What appears to be the largest and most toxic chemical attack in Syria since the attack in August 2013 occurred this past Tuesday. According to humanitarian groups, more than 100 people died. The White House referred to the event as a “reprehensible” attack against innocent people “that cannot be ignored by the civilian world.” On Thursday, President Trump ordered the military to carry out a missile attack on Syrian forces for using chemical weapons against civilians.

Mixed opinions are being expressed by Syrian civilians regarding President Trump’s decision. Syrian president Bashar al-Assad denied that his military was responsible for the attack. Thus, some Syrians believe the United States’ decision is not justified since it hasn’t officially been proven that the Syrian government was behind the attacks. Others think this is a necessary action needed to be put forth, not only to bestow hope in the possibility of Syrians residing in camps to return home, but to create an overall hopeful future for Syria.

Some are skeptical that the toxic attack ever even happened. Russia suggested that the images and videos posted online by emergency workers and activists were fake. Doctors, rescue workers, and several witnesses, however, attested that multiple people, many of which were children, were seen gasping for air, foaming at the mouth, or lying motionless or unconscious on the ground.

Two days prior to the attack, an airstrike had severely damaged the area’s largest hospital. As a result, many victims were being treated at nearby clinics. A few hours following the first attack, another airstrike hit one of these clinics treating victims, according to witnesses. It is a never-ending tragedy. These kinds of attacks in Syria have become routine.

A 14-year old girl who lives in the attacked town said she had left home for her exam on the Quran (scheduled for early morning because fewer bombings were expected then) when the attack occurred. On her way, she saw an aircraft drop a bomb on a one-story building a few dozen yards away from her. She described an explosion like a yellow mushroom cloud that stung her eyes. “It was like [a] winter fog,” she said. As she took shelter in her home nearby, she saw multiple residents arrive by car to help the wounded. “When they got out, they inhaled the gas and died.”

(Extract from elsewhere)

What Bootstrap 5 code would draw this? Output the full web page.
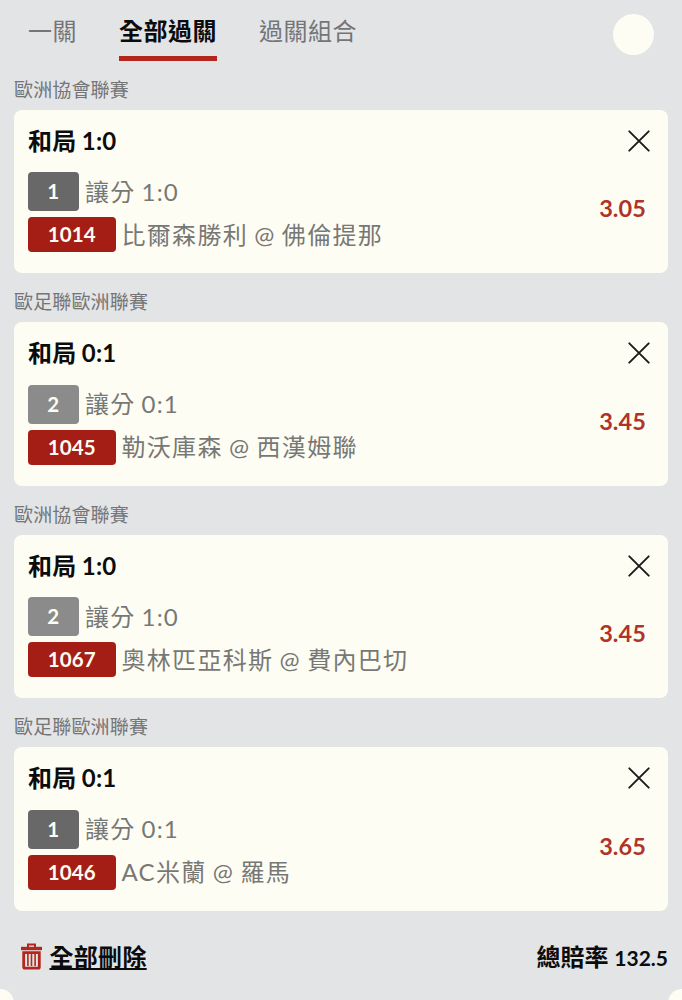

Trump’s decision to carry out a missile attack on Syrian forces will be counterproductive. We may see the same result of a loss of American taxpayer dollars, as happened in Iraq and Libya. More importantly, reckless and avoidable destruction will take place. Although Trump’s decision was made to punish Syrian forces for using chemical weapons on civilians, a peaceful negotiation could bring the same positive outcomes.

Peace will never be accomplished through fatal military attacks. Right now, Syria needs peace. Nonetheless, to better Trump’s decision, Hillary Clinton states that the attack must be “followed by a broader strategy to end Syria’s civil war,” otherwise the attack would have been for the sole purpose of punishing, not bettering. “We [the U.S.] cannot, in one breath, speak of protecting Syrian babies, and in the next, close Americas doors to them,” she continues.

This may be the beginning of the end to Syria’s crisis.

Amanda Pedersen-Henry

Second year student at Villanova University studying Communication (Journalism) and Political Science.